Mixed-Type Latent Class Analysis

Latent Class Analysis (LCA) is a probability based clustering model. Each cluster is defined by a collection of probability density functions that, based on the value of a data point’s variables, returns the likelihood that a particular data point belongs in that cluster.

Example: Your family can be split into a few generations, such as the current children, the parents, and the grandparents. An LCA model would represent these 3 clusters, where each cluster is defined by a single probability function based on age:

Cluster	Probability function Mean	Probability function Standard Deviation
Current	25	7
Parents	48	5
Grandparents	75	3

To assign someone who is 30 to a cluster, use these probability density functions to calculate that there is a 44% likelihood they are in Current, <1% likelihood they are in Parents and <1% likelihood they are in Grandparents. This individual would be assigned to its most likely cluster, Current.

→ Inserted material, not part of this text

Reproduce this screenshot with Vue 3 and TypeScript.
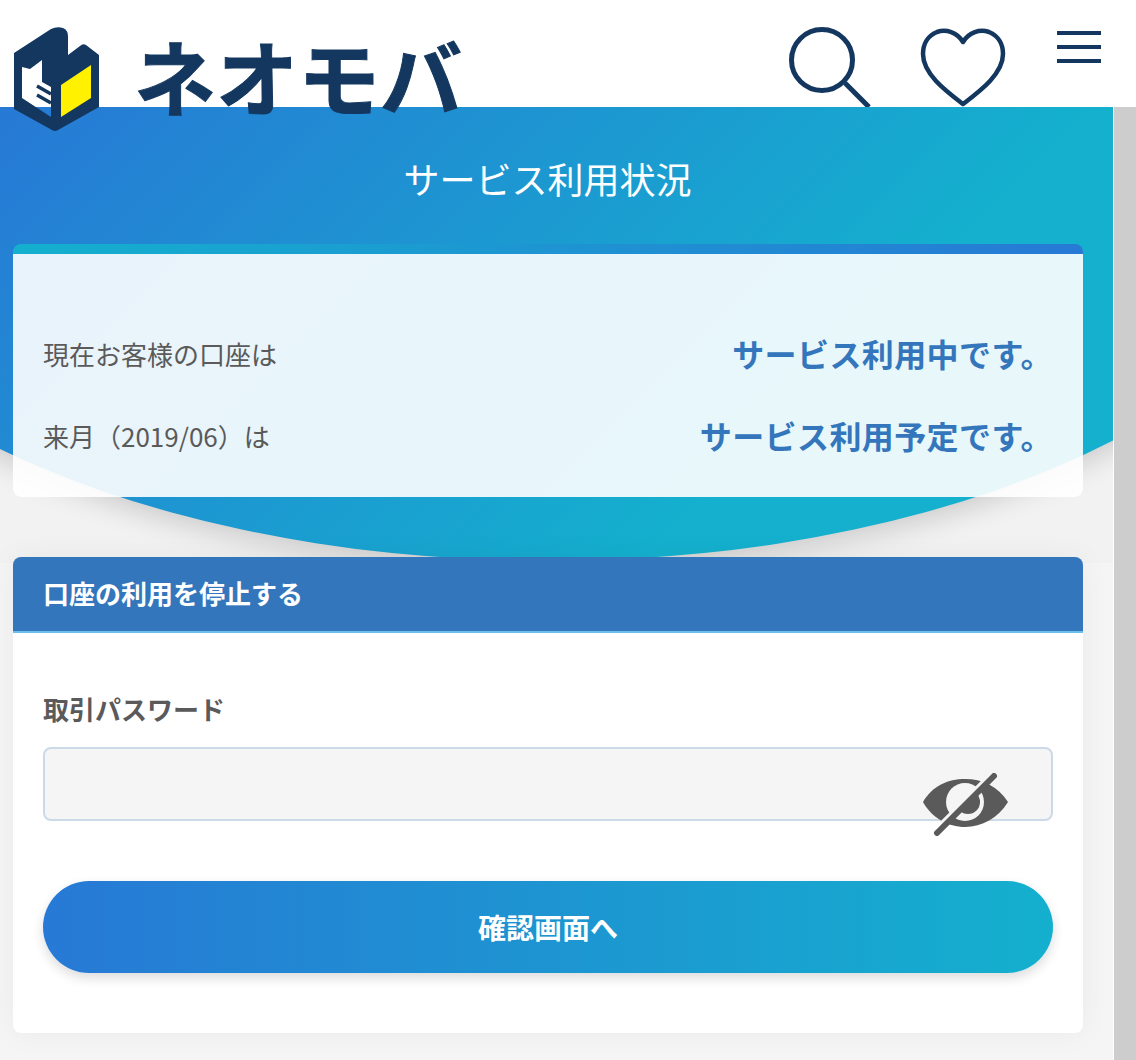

An LCA model can be applied to multiple variables by multiplying the likelihood that a datapoint belongs to a cluster based on each variable. The model can be applied to different variable types by using different probability density functions:

Type	Transformation	Probability Density Function
Categorical	Dummy encoded (N-1)	Bernoulli
Binary		Bernoulli
Numeric		Normal

Determining Number of Classes

To determine the optimal number of classes, Stats iQ uses a BIC score.

Evaluating Model Fit

To evaluate the objective ‘goodness’ of a model, Stats iQ uses a probability based silhouette score. A silhouette score is a measure of how well each datapoint lies within its cluster. A silhouette score measures the similarity of a particular point to all the other points in its cluster and compares that to how similar it is to all the points in its nearest neighbor cluster. To measure similarity between two data points, Stats iQ calculates the gower distance (a distance metric that works for binary, categorical and numeric data) between the points.